* Begin *

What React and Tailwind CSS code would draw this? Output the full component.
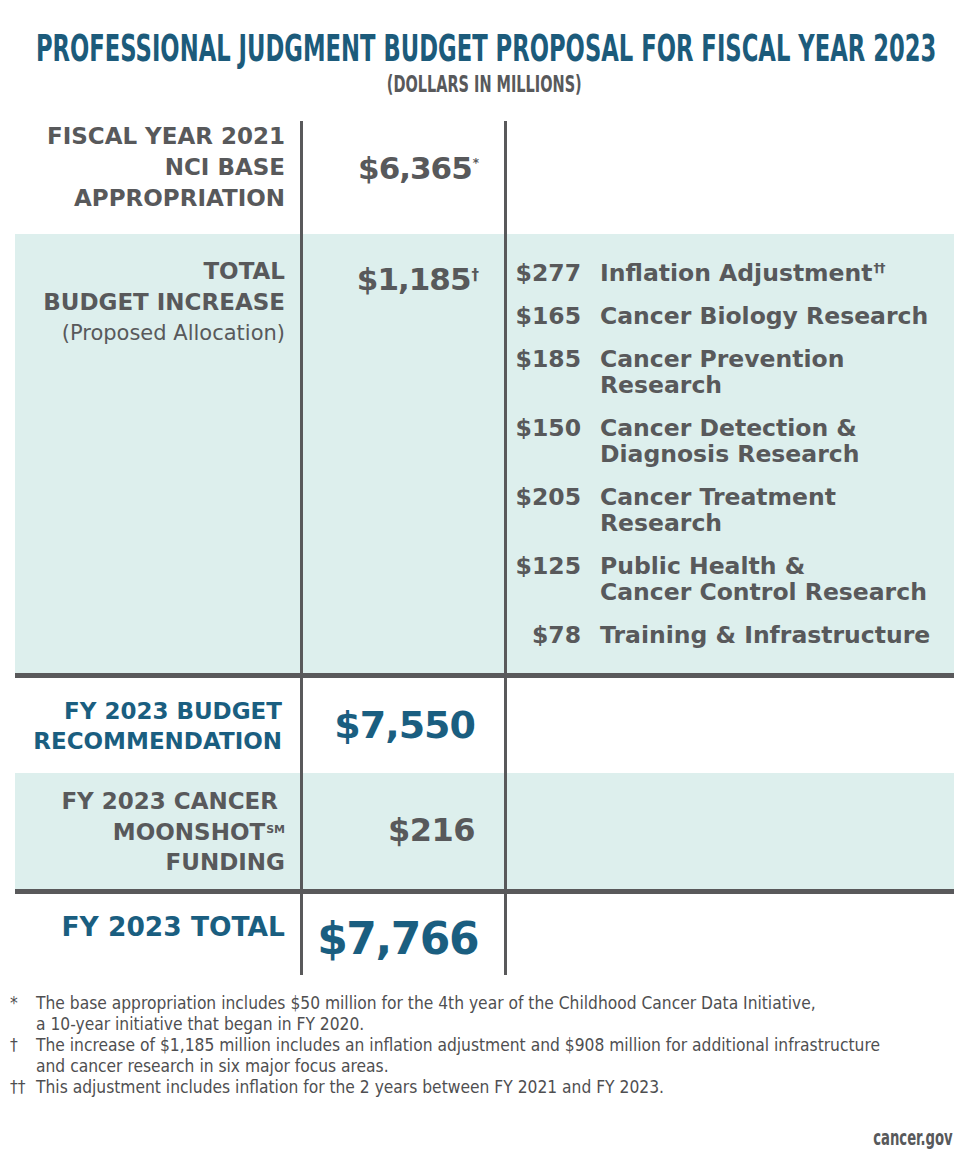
const line = "border-l-[3px] border-[#59595b]";
const cond = "font-['Liberation_Sans_Narrow','DejaVu_Sans_Condensed',sans-serif]";

const allocations = [
  { amt: "$277", lines: ["Inflation Adjustment"], sup: "††" },
  { amt: "$165", lines: ["Cancer Biology Research"] },
  { amt: "$185", lines: ["Cancer Prevention", "Research"] },
  { amt: "$150", lines: ["Cancer Detection &", "Diagnosis Research"] },
  { amt: "$205", lines: ["Cancer Treatment", "Research"] },
  { amt: "$125", lines: ["Public Health &", "Cancer Control Research"] },
  { amt: "$78", lines: ["Training & Infrastructure"] },
];

const Row = ({ bg = "", left, mid, right, h }) => (
  <div className={`grid grid-cols-[285px_204px_449px] ${bg} ${h}`}>
    <div className="pr-[15px] text-right">{left}</div>
    <div className={`${line} pr-[26px] text-right`}>{mid}</div>
    <div className={line}>{right}</div>
  </div>
);

const Rule = () => <div className="h-[5px] bg-[#59595b]" />;

export default function App() {
  return (
    <div className="w-[969px] min-h-[1171px] overflow-hidden bg-white font-['DejaVu_Sans',sans-serif] text-[#58595b]">
      {/* Title */}
      <header className="pt-[29px]">
        <div className="flex justify-center pl-[3px]">
          <h1 className={`${cond} shrink-0 whitespace-nowrap scale-x-[0.682] font-bold text-[37px] leading-[40px] text-[#1c5b7b]`}>
            PROFESSIONAL JUDGMENT BUDGET PROPOSAL FOR FISCAL YEAR 2023
          </h1>
        </div>
        <div className="flex justify-center mt-[2px]">
          <p className={`${cond} shrink-0 whitespace-nowrap scale-x-[0.7] text-[23px] leading-[26px] font-bold text-[#58595b]`}>
            (DOLLARS IN MILLIONS)
          </p>
        </div>
      </header>

      {/* Table */}
      <div className="mx-[15px] mt-[24px]">
        <Row
          h="h-[113px]"
          left={
            <div className="text-[23px] leading-[31px] font-bold">
              FISCAL YEAR 2021
              <br />
              NCI BASE
              <br />
              APPROPRIATION
            </div>
          }
          mid={
            <div className="pt-[27px] text-[31px] leading-[40px] font-bold tracking-[-1px]">
              $6,365<span className="relative -top-[12px] ml-[1px] text-[12px] leading-none">*</span>
            </div>
          }
        />

        <Row
          bg="bg-[#ddefed]"
          h="h-[439px]"
          left={
            <div className="pt-[22px] leading-[31px]">
              <div className="text-[23px] font-bold">TOTAL</div>
              <div className="text-[23px] font-bold">BUDGET INCREASE</div>
              <div className="text-[21px]">(Proposed Allocation)</div>
            </div>
          }
          mid={
            <div className="pt-[25px] text-[31px] leading-[40px] font-bold tracking-[-1px]">
              $1,185<span className="relative -top-[10px] ml-[1px] text-[15px] leading-none">†</span>
            </div>
          }
          right={
            <div className="pt-[26px] flex flex-col gap-[17px] text-[23.5px] leading-[26px] font-bold">
              {allocations.map((a) => (
                <div key={a.amt} className="flex">
                  <div className="w-[74px] shrink-0 text-right">{a.amt}</div>
                  <div className="ml-[19px]">
                    {a.lines.map((l, i) => (
                      <div key={i}>
                        {l}
                        {a.sup && (
                          <span className="relative -top-[9px] ml-[1px] text-[13px] leading-none tracking-[-1px]">
                            {a.sup}
                          </span>
                        )}
                      </div>
                    ))}
                  </div>
                </div>
              ))}
            </div>
          }
        />

        <Rule />

        <Row
          h="h-[95px]"
          left={
            <div className="pt-[18px] pr-[3px] text-[23px] leading-[30px] font-bold text-[#1a5e80]">
              FY 2023 BUDGET
              <br />
              RECOMMENDATION
            </div>
          }
          mid={
            <div className="pt-[25px] pr-[3px] text-[38px] leading-[44px] font-bold tracking-[-1px] text-[#1a5e80]">
              $7,550
            </div>
          }
        />

        <Row
          bg="bg-[#ddefed]"
          h="h-[116px]"
          left={
            <div className="pt-[13px] text-[23px] leading-[30.5px] font-bold">
              <div className="pr-[7px]">FY 2023 CANCER</div>
              <div>
                MOONSHOT<span className="relative -top-[7px] ml-[1px] text-[11px] leading-none">SM</span>
              </div>
              <div>FUNDING</div>
            </div>
          }
          mid={
            <div className="pt-[37px] pr-[3px] text-[32px] leading-[40px] font-bold tracking-[-0.5px]">
              $216
            </div>
          }
        />

        <Rule />

        <Row
          h="h-[81px]"
          left={
            <div className="pt-[18px] text-[26.5px] leading-[30px] font-bold text-[#1a5e80]">
              FY 2023 TOTAL
            </div>
          }
          mid={
            <div className="pt-[20px] pr-0 text-[44px] leading-[50px] font-bold tracking-[-1.5px] text-[#1a5e80]">
              $7,766
            </div>
          }
        />
      </div>

      {/* Footnotes */}
      <div className={`${cond} mt-[18px] pl-[10px] text-[17.25px] leading-[21px] text-[#4f4f51]`}>
        <div className="flex">
          <span className="w-[26px] shrink-0">*</span>
          <p>
            The base appropriation includes $50 million for the 4th year of the Childhood Cancer Data Initiative,
            <br />
            a 10-year initiative that began in FY 2020.
          </p>
        </div>
        <div className="flex">
          <span className="w-[26px] shrink-0">†</span>
          <p>
            The increase of $1,185 million includes an inflation adjustment and $908 million for additional infrastructure
            <br />
            and cancer research in six major focus areas.
          </p>
        </div>
        <div className="flex">
          <span className="w-[26px] shrink-0">††</span>
          <p>This adjustment includes inflation for the 2 years between FY 2021 and FY 2023.</p>
        </div>
      </div>

      <div className="mt-[28px] pr-[16px] flex justify-end">
        <span className={`${cond} origin-right scale-x-[0.7] text-[21px] leading-[24px] font-bold text-[#58595b]`}>
          cancer.gov
        </span>
      </div>
    </div>
  );
}
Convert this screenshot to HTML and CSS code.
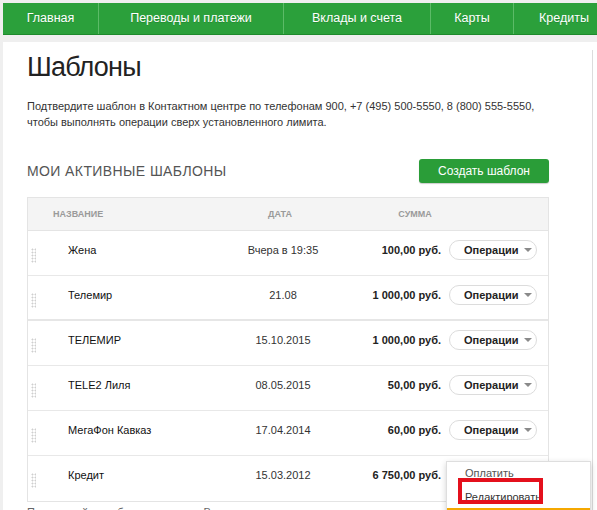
FILE: index.html
```html
<!DOCTYPE html>
<html lang="ru">
<head>
    <meta charset="UTF-8">
    <meta name="viewport" content="width=device-width, initial-scale=1.0">
    <title>Шаблоны</title>
    <link rel="stylesheet" href="styles.css">
</head>
<body>
    <div class="nav">
        <a class="nav-item w-main">Главная</a>
        <a class="nav-item w-pay">Переводы и платежи</a>
        <a class="nav-item w-dep">Вклады и счета</a>
        <a class="nav-item w-card">Карты</a>
        <a class="nav-item w-cred">Кредиты</a>
    </div>
    <div class="card">
        <div class="main">
            <h1 class="title">Шаблоны</h1>
            <p class="note">Подтвердите шаблон в Контактном центре по телефонам 900, +7 (495) 500-5550, 8 (800) 555-5550,<br>чтобы выполнять операции сверх установленного лимита.</p>

            <div class="section-head">
                <h2>Мои активные шаблоны</h2>
                <button class="btn-create">Создать шаблон</button>
            </div>

            <div class="templates">
                <div class="thead">
                    <span class="th-name">Название</span>
                    <span class="th-date">Дата</span>
                    <span class="th-sum">Сумма</span>
                </div>
                <div class="row">
                    <span class="grip"></span>
                    <span class="name">Жена</span>
                    <span class="date">Вчера в 19:35</span>
                    <span class="sum">100,00 руб.</span>
                    <span class="ops"><button class="btn-ops">Операции<i class="caret"></i></button></span>
                </div>
                <div class="row row-split">
                    <span class="grip"></span>
                    <span class="name">Телемир</span>
                    <span class="date">21.08</span>
                    <span class="sum">1 000,00 руб.</span>
                    <span class="ops"><button class="btn-ops">Операции<i class="caret"></i></button></span>
                </div>
                <div class="row">
                    <span class="grip"></span>
                    <span class="name">ТЕЛЕМИР</span>
                    <span class="date">15.10.2015</span>
                    <span class="sum">1 000,00 руб.</span>
                    <span class="ops"><button class="btn-ops">Операции<i class="caret"></i></button></span>
                </div>
                <div class="row">
                    <span class="grip"></span>
                    <span class="name">TELE2 Лиля</span>
                    <span class="date">08.05.2015</span>
                    <span class="sum">50,00 руб.</span>
                    <span class="ops"><button class="btn-ops">Операции<i class="caret"></i></button></span>
                </div>
                <div class="row">
                    <span class="grip"></span>
                    <span class="name">МегаФон Кавказ</span>
                    <span class="date">17.04.2014</span>
                    <span class="sum">60,00 руб.</span>
                    <span class="ops"><button class="btn-ops">Операции<i class="caret"></i></button></span>
                </div>
                <div class="row">
                    <span class="grip"></span>
                    <span class="name">Кредит</span>
                    <span class="date">15.03.2012</span>
                    <span class="sum">6 750,00 руб.</span>
                    <span class="ops">
                        <button class="btn-ops">Операции<i class="caret"></i></button>
                        <div class="menu">
                            <a class="menu-item">Оплатить</a>
                            <a class="menu-item">Редактировать</a>
                            <a class="menu-item">Удалить</a>
                            <span class="mark"></span>
                        </div>
                    </span>
                </div>
            </div>

            <p class="hint">Перемещайте шаблоны в нужном Вам порядке</p>
        </div>
        <div class="aside"></div>
    </div>
</body>
</html>
```

FILE: styles.css
```css
*{
    box-sizing: border-box;
}
body{
    margin: 0;
    padding: 3px 0 0 3px;
    background: #efefef;
    font-family: "Liberation Sans", Arial, sans-serif;
    color: #333;
    overflow: hidden;
}
.nav{
    display: flex;
    height: 32px;
    background: #2ba03b;
    border-bottom: 1px solid #1e8a2c;
    overflow: hidden;
}
.nav-item{
    flex: none;
    color: #fff;
    font-size: 12.5px;
    line-height: 31px;
    text-align: center;
    border-right: 1px solid #5cbb67;
    text-shadow: 0 1px 0 rgba(0,0,0,0.15);
}
.w-main{ width: 96px; }
.w-pay{ width: 185px; }
.w-dep{ width: 147px; }
.w-card{ width: 83px; }
.w-cred{ width: 100px; border-right: 0; }

.card{
    display: flex;
    background: #fff;
    margin-top: 7px;
    height: 480px;
}
.main{
    flex: none;
    width: 589px;
    padding: 9px 0 0 24px;
}
.aside{
    flex: 1;
    margin-top: 8px;
    border-left: 1px solid #dcdcdc;
}
.title{
    margin: 0;
    font-size: 27px;
    line-height: 32px;
    font-weight: normal;
    letter-spacing: -0.8px;
    color: #222;
}
.note{
    margin: 15px 0 0;
    font-size: 11px;
    line-height: 16px;
    color: #333;
}
.section-head{
    width: 522px;
    margin-top: 29px;
    height: 24px;
    display: flex;
    align-items: center;
    justify-content: space-between;
}
.section-head h2{
    margin: 0;
    font-size: 14px;
    line-height: 24px;
    font-weight: normal;
    text-transform: uppercase;
    letter-spacing: 0.4px;
    color: #555;
}
.btn-create{
    width: 130px;
    height: 24px;
    border: 0;
    border-radius: 3px;
    background: #2a9d38;
    color: #fff;
    font-family: inherit;
    font-size: 12px;
    box-shadow: 0 1px 1px rgba(0,0,0,0.2);
}

.templates{
    width: 522px;
    margin-top: 14px;
    border: 1px solid #e4e4e4;
}
.thead{
    display: flex;
    height: 33px;
    align-items: center;
    background: #f4f4f4;
    border-bottom: 1px solid #e4e4e4;
    font-size: 9px;
    font-weight: bold;
    text-transform: uppercase;
    color: #9a9a9a;
}
.th-name{
    width: 200px;
    padding-left: 25px;
}
.th-date{
    width: 104px;
    text-align: center;
}
.th-sum{
    width: 166px;
    text-align: center;
}
.row{
    display: grid;
    grid-template-columns: 40px 163px 104px 114px 88px;
    height: 45px;
    padding-top: 9px;
    border-bottom: 1px solid #e8e8e8;
    font-size: 11px;
    line-height: 20px;
}
.row:last-child{
    border-bottom: 0;
}
.row-split{
    border-bottom: 2px solid #e6e6e6;
}
.grip{
    width: 5px;
    height: 15px;
    margin: 8px 0 0 3px;
    background-image: radial-gradient(circle, #cfcfcf 0.9px, transparent 1.1px);
    background-size: 3px 3px;
}
.name{
    color: #111;
}
.date{
    text-align: center;
    color: #333;
}
.sum{
    text-align: right;
    padding-right: 8px;
    font-weight: bold;
    color: #222;
}
.ops{
    position: relative;
}
.btn-ops{
    display: flex;
    align-items: center;
    width: 88px;
    height: 20px;
    padding: 0 0 0 14px;
    border: 1px solid #dcdcdc;
    border-radius: 10px;
    background: #fff;
    font-family: inherit;
    font-size: 11px;
    font-weight: bold;
    color: #222;
}
.caret{
    margin-left: 6px;
    border-left: 4px solid transparent;
    border-right: 4px solid transparent;
    border-top: 4px solid #8a8a8a;
}

.menu{
    position: absolute;
    left: -3px;
    top: -4px;
    width: 145px;
    background: #fff;
    border: 1px solid #dedede;
    box-shadow: 0 2px 6px rgba(0,0,0,0.18);
    z-index: 2;
}
.menu-item{
    display: block;
    height: 23px;
    padding-left: 18px;
    font-size: 11px;
    line-height: 23px;
    color: #555;
}
.menu-item:nth-child(2){
    color: #333;
    line-height: 25px;
}
.menu-item:nth-child(3){
    border-top: 2px solid #f5a800;
}
.mark{
    position: absolute;
    left: 11px;
    top: 16px;
    width: 85px;
    height: 26px;
    border: 4px solid #e4101c;
}
.hint{
    margin: 2px 0 0;
    font-size: 11px;
    line-height: 16px;
    color: #666;
}
```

* End *

PROBLEM STATEMENT – How many lines in the entries contain the string "code"? Answer with the number only.

EXPECTED ANSWER – 2